Weekly Recap – January 11, 2019

Ellyn Davidson 01/10/19 - 4:30 pm

Tech that teaches manners

Pretty Please

You forgot to say “please.” Technology hasn’t been especially kind to manners. Something about high tech triggers primal human behavior. Observe the mobile phone community as they wantonly ignore the people around them, squinting at their devices, barking inquiries and sentences, texting orders and giggling at videos they’re happy to keep to themselves. It’s not pretty. And it’s certainly not polite. Daresay what would Dear Abby say to a gentle reader seeking advice about proper tablet and toilet etiquette?

+Google Assistant believes children are the answer. The tech now encourages good manners, encouraging civil queries that are responded to in kind. The feature that trains kids to be polite, even when they’re interacting with bots, is called Pretty Please. When consumers (of any age) interact with Google Assistant courteously, saying please or thank you, Pretty Please rewards them by prefacing its remarks with an equally polite phrase, like “Thanks for asking so nicely” (TheVerge.com, 29 November 2018). No, thank you Google.

Mind Over Middle Age

You’re as young as you feel. Older consumers who feel younger than they are chronologically tend to be healthier and happier and may even live longer lives, according to several new studies based on science, not just wishful thinking. “Past age 25 or so, subjective aging appears to occur on Mars, where one Earth decade equals only 5.3 Martian years,” University of Virginia researchers write, only half-jokingly, in a study that found 70% of 30,000 subjects felt significantly younger than their actual age (TheDailyBeast.com, 17 November 2018).

+Feeling young also amps “openness, conscientiousness and agreeableness” in people, according to a separate study.
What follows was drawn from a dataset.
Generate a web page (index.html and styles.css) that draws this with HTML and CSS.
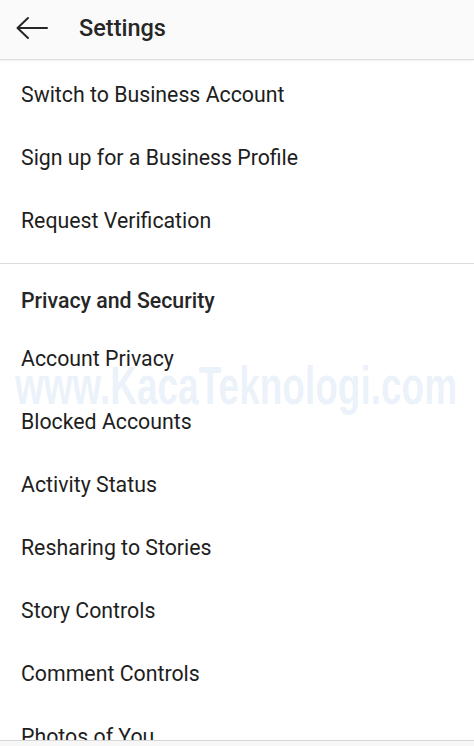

And because youthful-feeling older people tend to maintain their youth with vigorous fitness regimes, they’re far less vulnerable to chronic conditions like hypertension, diabetes and depression. What’s more, when researchers used MRI scans to predict chronological age, they found that brain aging was more closely related to subjective age than it was to actual calendar years.

Suburbennials

Millennials stop boomeranging and start buying homes. In the wake of the Great Recession, it wasn’t unusual for Millennials to live with their parents. In fact, in 2014, more young adults were living at home than with a spouse or partner. But the economic recovery has been good to Millennials (and their parents). In 2018 just 16% of Millennials lived at home, down from 30% in 2016, according to an EY study (Axios.com, 25 November 2018).

+Meanwhile, the number of Millennials who own a home is surging, from 26% in 2016 to 40% in 2018. Those who have not yet achieved that dream still see homeownership as a major life goal, while many young adults opt to skip the traditional starter house and continue to live with the ‘rents until they can afford a forever home.

Star Struck

Astrology and advertising: Do the stars affect consumer spending? According to a National Science Foundation Poll, more than half of 18- to 24-year-olds believe/are willing to accept astrology as a science. That means the expert advice to avoid big decisions might resonate with today’s young consumers during retrograde (it’s unwise to argue with science, right?). Even if consumers don’t act on the advice, many are at least aware of the warnings.